Tuntutan keluarga korban, LSM dan Komnas HAM kepada pemerintah untuk mengadili
para “dalangnya”. Pertanyaan paling krusial adalah siapa sesungguhnya yang
merintahkan penyerangan? Banyak pihak, termasuk petinggi keamanan, menuding
bahwa Panglima Kodan Jaya (ketika itu) Mayor Jenderal TNI Sutiyoso yang harus
bertanggung jawab. Menurut sutiyoso peristiwa 27 Juli 1996 dimulai ketika
Presiden Soeharto memanggil sejumlah pejabat teras ABRI, termasuk dirinya untuk
mengatasi situasi. Presiden pada saat itu memerintahkan agar ABRI menghentikan semua kegiatan, termasuk orasi,
di depan kantor PDI di Jalan Diponegoro. Presiden tidak pernah memerintahkan
penyerbuan. Namun istilah menghentikan
semua kegiatan, termasuk orasi, dipersepsikan dengan melakukan penyerangan
ke kantor PDI.
Jika
di amati dari beberapa kebijakan Soeharto juga memiliki ancaman dari pihak
luar. Misalnya saja kebijakan pembukaan investasi modal asing untuk membangun
pabrik atau perusahaan di Indonesia. Di satu sisi memang dapat menciptakan
lapangan pekerjaan sehingga dapat mengurangi pengangguran, namun di sisi lain
akan terjadi eksploitasi sumber daya alam dan sumber daya manusia yang
berlebihan.
Daftar Pustaka
Lesmana, Tjipta. 2009. Dari Soekarno Sampai SBY: Intrik dan Lobi
Politik Para Penguasa. Pt Gramedia Pustaka Utama: Jakarta.
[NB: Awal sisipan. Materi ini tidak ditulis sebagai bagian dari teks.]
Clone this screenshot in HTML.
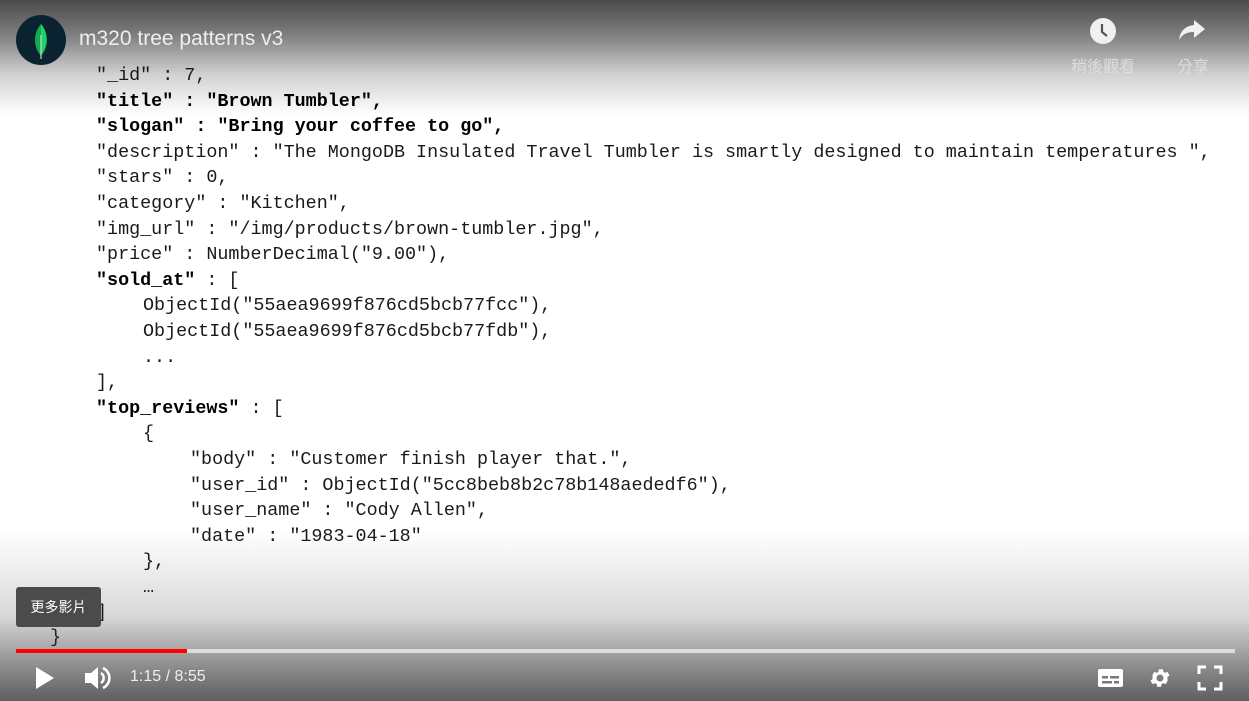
<!DOCTYPE html>
<html><head><meta charset="utf-8"><style>
html,body{margin:0;padding:0;width:1249px;height:701px;overflow:hidden;background:#fff;position:relative;font-family:"Liberation Sans","Noto Sans CJK TC",sans-serif}
.top{position:absolute;left:0;top:0;width:1249px;height:115px;background:linear-gradient(#4a4a4a 0%,#7e7e7e 30%,rgba(190,190,190,.7) 65%,rgba(255,255,255,0) 100%)}
.bot{position:absolute;left:0;bottom:0;width:1249px;height:170px;background:linear-gradient(rgba(255,255,255,0) 0%,rgba(190,190,190,.6) 50%,#8c8c8c 80%,#5e5e5e 100%)}
.code{position:absolute;left:96px;top:63px;font-family:"Liberation Mono",monospace;font-size:18.4px;line-height:25.6px;color:#1a1a1a}
.code div{height:25.6px;white-space:pre}
.i1{padding-left:47px}.i2{padding-left:94px}
b{font-weight:bold;color:#000}
.logo{position:absolute;left:16px;top:15px;width:50px;height:50px;border-radius:50%;background:#0b2330}
.title{position:absolute;left:79px;top:27px;font-size:21px;color:#eee}
.ic{position:absolute;color:#e8e8e8;font-size:16px;text-align:center}
.tip{position:absolute;left:16px;top:587px;width:85px;height:40px;background:#4b4b4b;border-radius:3px;color:#fff;font-size:14px;line-height:40px;text-align:center}
.prog{position:absolute;left:16px;top:649px;width:1219px;height:4px;background:#ddd}
.prog div{width:171px;height:4px;background:#f00}
.time{position:absolute;left:130px;top:668px;color:#eee;font-size:16px}
</style></head><body>
<div class="top"></div><div class="bot"></div>
<div class="code"><div>"_id" : 7,</div><div><b>"title" : "Brown Tumbler",</b></div><div><b>"slogan" : "Bring your coffee to go",</b></div><div>"description" : "The MongoDB Insulated Travel Tumbler is smartly designed to maintain temperatures ",</div><div>"stars" : 0,</div><div>"category" : "Kitchen",</div><div>"img_url" : "/img/products/brown-tumbler.jpg",</div><div>"price" : NumberDecimal("9.00"),</div><div><b>"sold_at"</b> : [</div><div class="i1">ObjectId("55aea9699f876cd5bcb77fcc"),</div><div class="i1">ObjectId("55aea9699f876cd5bcb77fdb"),</div><div class="i1">...</div><div>],</div><div><b>"top_reviews"</b> : [</div><div class="i1">{</div><div class="i2">"body" : "Customer finish player that.",</div><div class="i2">"user_id" : ObjectId("5cc8beb8b2c78b148aededf6"),</div><div class="i2">"user_name" : "Cody Allen",</div><div class="i2">"date" : "1983-04-18"</div><div class="i1">},</div><div class="i1">…</div><div>]</div></div>
<div style="position:absolute;left:50px;top:627px;font-family:'Liberation Mono',monospace;font-size:18.4px;color:#222">}</div>
<div class="logo"><svg width="50" height="50" viewBox="0 0 50 50"><path d="M25 9 C33 18 33 32 25 41 C17 32 17 18 25 9Z" fill="#13aa52"/><path d="M25 9 C32 18 32 31 25 39 Z" fill="#1fd36a"/><line x1="25" y1="20" x2="25" y2="44" stroke="#b8e0c0" stroke-width="1.2"/></svg></div>
<div class="title">m320 tree patterns v3</div>
<svg style="position:absolute;left:1089px;top:17px" width="28" height="28" viewBox="0 0 28 28"><circle cx="14" cy="14" r="13" fill="#f0f0f0"/><path d="M13 7 V15 L18 19" stroke="#555" stroke-width="2.2" fill="none"/></svg>
<div class="ic" style="left:1066px;top:53px;width:74px;color:#ddd">稍後觀看</div>
<svg style="position:absolute;left:1178px;top:18px" width="28" height="24" viewBox="0 0 28 24"><path d="M16 2 L27 11 L16 20 V14 C8 14 4 17 1 22 C2 13 7 8 16 7Z" fill="#f0f0f0"/></svg>
<div class="ic" style="left:1170px;top:53px;width:46px;color:#ddd">分享</div>
<div class="tip">更多影片</div>
<div class="prog"><div></div></div>
<svg style="position:absolute;left:34px;top:665px" width="22" height="26" viewBox="0 0 22 26"><path d="M2 2 L20 13 L2 24Z" fill="#fff"/></svg>
<svg style="position:absolute;left:83px;top:664px" width="30" height="28" viewBox="0 0 30 28"><path d="M2 9 H8 L15 3 V25 L8 19 H2Z" fill="#fff"/><path d="M18 9 A6 6 0 0 1 18 19" stroke="#fff" stroke-width="2.5" fill="none"/><path d="M20 4 A11 11 0 0 1 20 24" stroke="#fff" stroke-width="2.5" fill="none"/></svg>
<div class="time">1:15 / 8:55</div>
<svg style="position:absolute;left:1097px;top:667px" width="27" height="22" viewBox="0 0 27 22"><rect x="1" y="2" width="25" height="18" rx="2" fill="#fff"/><rect x="5" y="9" width="6" height="2.5" fill="#777"/><rect x="13" y="9" width="9" height="2.5" fill="#777"/><rect x="5" y="14" width="10" height="2.5" fill="#777"/><rect x="17" y="14" width="5" height="2.5" fill="#777"/></svg>
<svg style="position:absolute;left:1148px;top:666px" width="24" height="24" viewBox="0 0 24 24"><path fill="#fff" d="M19.4 13c0-.3.1-.7.1-1s0-.7-.1-1l2.1-1.6-2-3.5-2.5 1a7 7 0 0 0-1.7-1l-.4-2.6h-4l-.4 2.6a7 7 0 0 0-1.7 1l-2.5-1-2 3.5L4.6 11c0 .3-.1.7-.1 1s0 .7.1 1l-2.1 1.6 2 3.5 2.5-1c.5.4 1.1.7 1.7 1l.4 2.6h4l.4-2.6c.6-.3 1.2-.6 1.7-1l2.5 1 2-3.5zM12 15.5a3.5 3.5 0 1 1 0-7 3.5 3.5 0 0 1 0 7z"/></svg>
<svg style="position:absolute;left:1197px;top:665px" width="26" height="26" viewBox="0 0 26 26"><path d="M2 9 V2 H9 M17 2 H24 V9 M24 17 V24 H17 M9 24 H2 V17" stroke="#fff" stroke-width="3" fill="none"/></svg>
</body></html>
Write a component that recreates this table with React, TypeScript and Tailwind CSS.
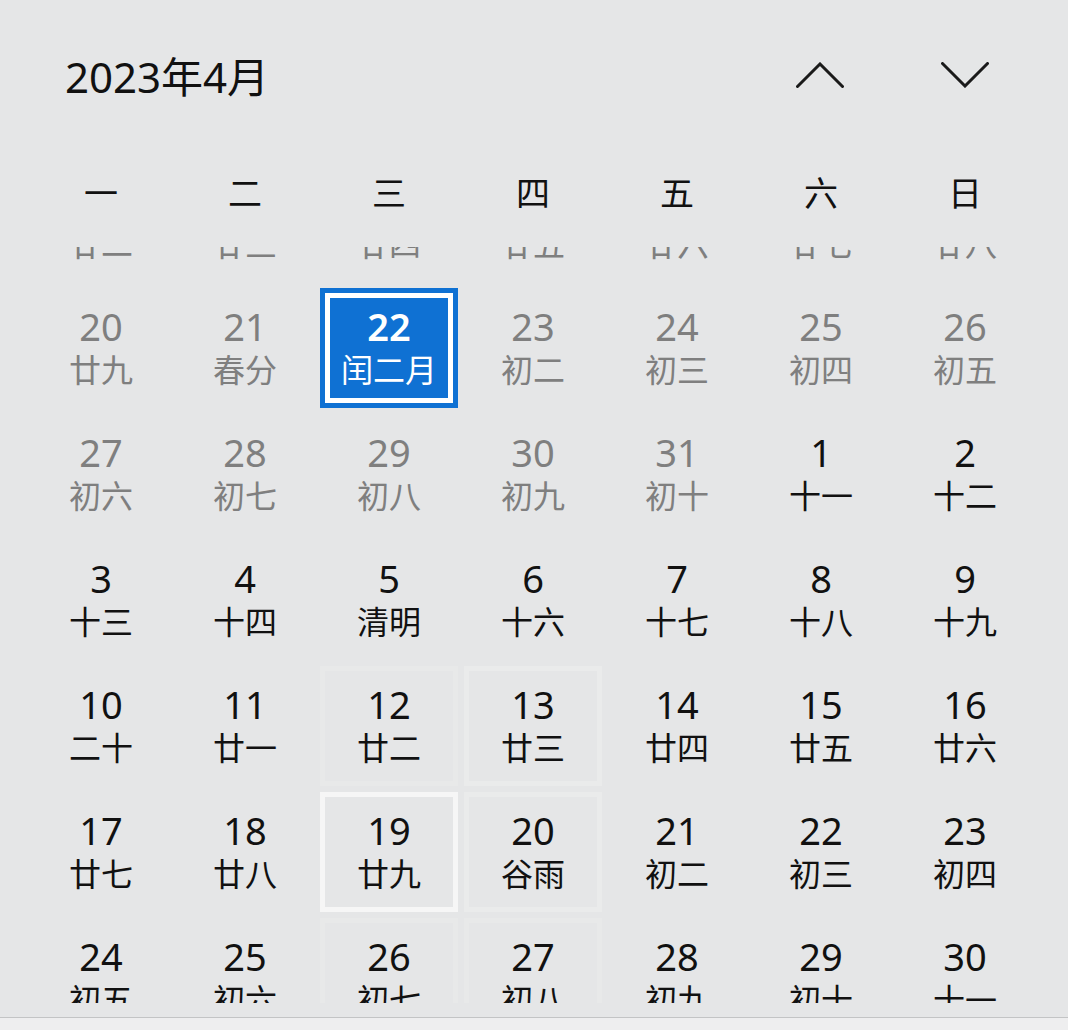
import React from "react";

type Cell = { d: number; l: string; cur: boolean; kind?: "sel" | "hover" | "reveal" | "faint" };

const rows: Cell[][] = [
  [13, 14, 15, 16, 17, 18, 19].map((d, i) => ({ d, l: ["廿二", "廿三", "廿四", "廿五", "廿六", "廿七", "廿八"][i], cur: false })),
  [
    { d: 20, l: "廿九", cur: false },
    { d: 21, l: "春分", cur: false },
    { d: 22, l: "闰二月", cur: false, kind: "sel" },
    { d: 23, l: "初二", cur: false },
    { d: 24, l: "初三", cur: false },
    { d: 25, l: "初四", cur: false },
    { d: 26, l: "初五", cur: false },
  ],
  [
    { d: 27, l: "初六", cur: false },
    { d: 28, l: "初七", cur: false },
    { d: 29, l: "初八", cur: false },
    { d: 30, l: "初九", cur: false },
    { d: 31, l: "初十", cur: false },
    { d: 1, l: "十一", cur: true },
    { d: 2, l: "十二", cur: true },
  ],
  [3, 4, 5, 6, 7, 8, 9].map((d, i) => ({ d, l: ["十三", "十四", "清明", "十六", "十七", "十八", "十九"][i], cur: true })),
  [10, 11, 12, 13, 14, 15, 16].map((d, i) => ({
    d,
    l: ["二十", "廿一", "廿二", "廿三", "廿四", "廿五", "廿六"][i],
    cur: true,
    kind: i === 2 ? ("faint" as const) : i === 3 ? ("reveal" as const) : undefined,
  })),
  [17, 18, 19, 20, 21, 22, 23].map((d, i) => ({
    d,
    l: ["廿七", "廿八", "廿九", "谷雨", "初二", "初三", "初四"][i],
    cur: true,
    kind: i === 2 ? ("hover" as const) : i === 3 ? ("reveal" as const) : undefined,
  })),
  [24, 25, 26, 27, 28, 29, 30].map((d, i) => ({
    d,
    l: ["初五", "初六", "初七", "初八", "初九", "初十", "十一"][i],
    cur: true,
    kind: i === 2 || i === 3 ? ("faint" as const) : undefined,
  })),
];

const weekdays = ["一", "二", "三", "四", "五", "六", "日"];

function Content({ c, white }: { c: Cell; white?: boolean }) {
  const color = white ? "text-white" : c.cur ? "text-[#111111]" : "text-[#7f7f7f]";
  return (
    <div className={`flex flex-col items-center ${color}`}>
      <div className={`text-[38px] leading-[44px] ${white ? "font-semibold" : ""}`}>{c.d}</div>
      <div className="text-[32px] leading-[44px] whitespace-nowrap">{c.l}</div>
    </div>
  );
}

function DayCell({ c }: { c: Cell }) {
  if (c.kind === "sel") {
    return (
      <div className="m-[3px] h-[120px] border-[5px] border-[#0f71d3]">
        <div className="h-full border-[5px] border-white bg-[#0f71d3] pt-[6px]">
          <Content c={c} white />
        </div>
      </div>
    );
  }
  const border =
    c.kind === "hover"
      ? "border-[#f6f6f6]"
      : c.kind === "reveal"
      ? "border-white/20"
      : c.kind === "faint"
      ? "border-white/10"
      : "border-transparent";
  return (
    <div className={`m-[3px] h-[120px] border-[5px] ${border} pt-[11px]`}>
      <Content c={c} />
    </div>
  );
}

function Chevron({ up }: { up?: boolean }) {
  return (
    <svg width="48" height="26" viewBox="0 0 48 26" fill="none">
      <polyline
        points={up ? "1.5,24.5 24,2 46.5,24.5" : "1.5,1.5 24,24 46.5,1.5"}
        stroke="#1a1a1a"
        strokeWidth="3"
        strokeLinecap="round"
        strokeLinejoin="miter"
      />
    </svg>
  );
}

export default function App() {
  return (
    <div
      className="w-[1068px] h-[1030px] bg-[#e5e6e7] flex flex-col overflow-hidden"
      style={{ fontFamily: '"Noto Sans", "Noto Sans CJK SC", sans-serif' }}
    >
      <div className="h-[154px] flex items-center shrink-0">
        <div className="ml-[65px] text-[42px] leading-none text-[#111111] whitespace-nowrap">2023年4月</div>
        <div className="flex-1" />
        <div className="flex items-center gap-[97px] pr-[79px] -mt-[4px]">
          <Chevron up />
          <Chevron />
        </div>
      </div>
      <div className="grid grid-cols-[repeat(7,144px)] pl-[29px] h-[78px] items-center shrink-0">
        {weekdays.map((w) => (
          <div key={w} className="text-center text-[34px] leading-none text-[#111111]">
            {w}
          </div>
        ))}
      </div>
      <div className="mt-[15px] h-[756px] overflow-hidden shrink-0">
        <div className="-mt-[88px] pl-[29px] grid grid-cols-[repeat(7,144px)]">
          {rows.flat().map((c, i) => (
            <DayCell key={i} c={c} />
          ))}
        </div>
      </div>
      <div className="h-[14px] shrink-0" />
      <div className="flex-1 border-t border-[#c3c4c5] bg-[#eeeeef]" />
    </div>
  );
}
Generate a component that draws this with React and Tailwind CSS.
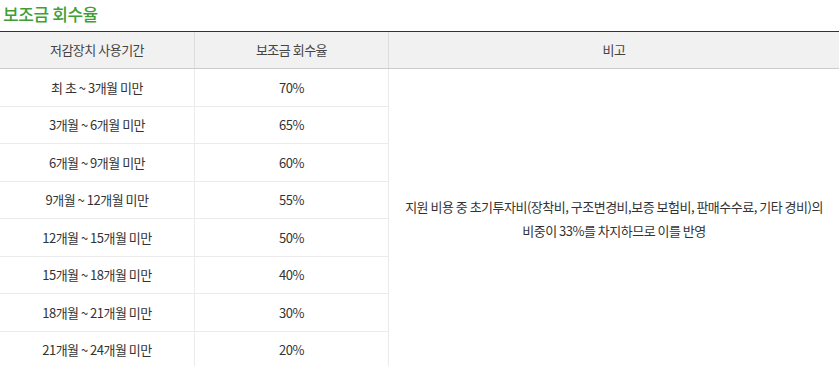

Perpustakaan Nasional Republik
Indonesia. 2006. Biografi.
http://kepustakaan-presiden.pnri.go.id diakses pada 11 Juni 2013.
Rasidi, Zaim. 1998. Soeharto Menjaring Matahari. Mizan: Bandung.
Sari, Ambar Dewi. 2006. Beribu Alasan Kita Mencintai Soeharto.
PT Jakarta Citra: Jakarta.
Sutedjo, Harsono. 2010. Kamus Kejahatan ORBA: Cinta Tanah Air dan
Bangsa. Komunitas Bambu: Depok.
Tarmidi, Lepi T.1998. Krisis Moneter Indonesia : Sebab, Dampak,
Peran IMF Dan Saran. Universitas Indonesia: Jakarta.
Wahyudin, Khotiman dan Hariwijaya. 2008.
Orang – Orang Desa yang Sukses Menjadi
Pemimpim Besar Dunia. Elmatera Publishing: Yogyakarta.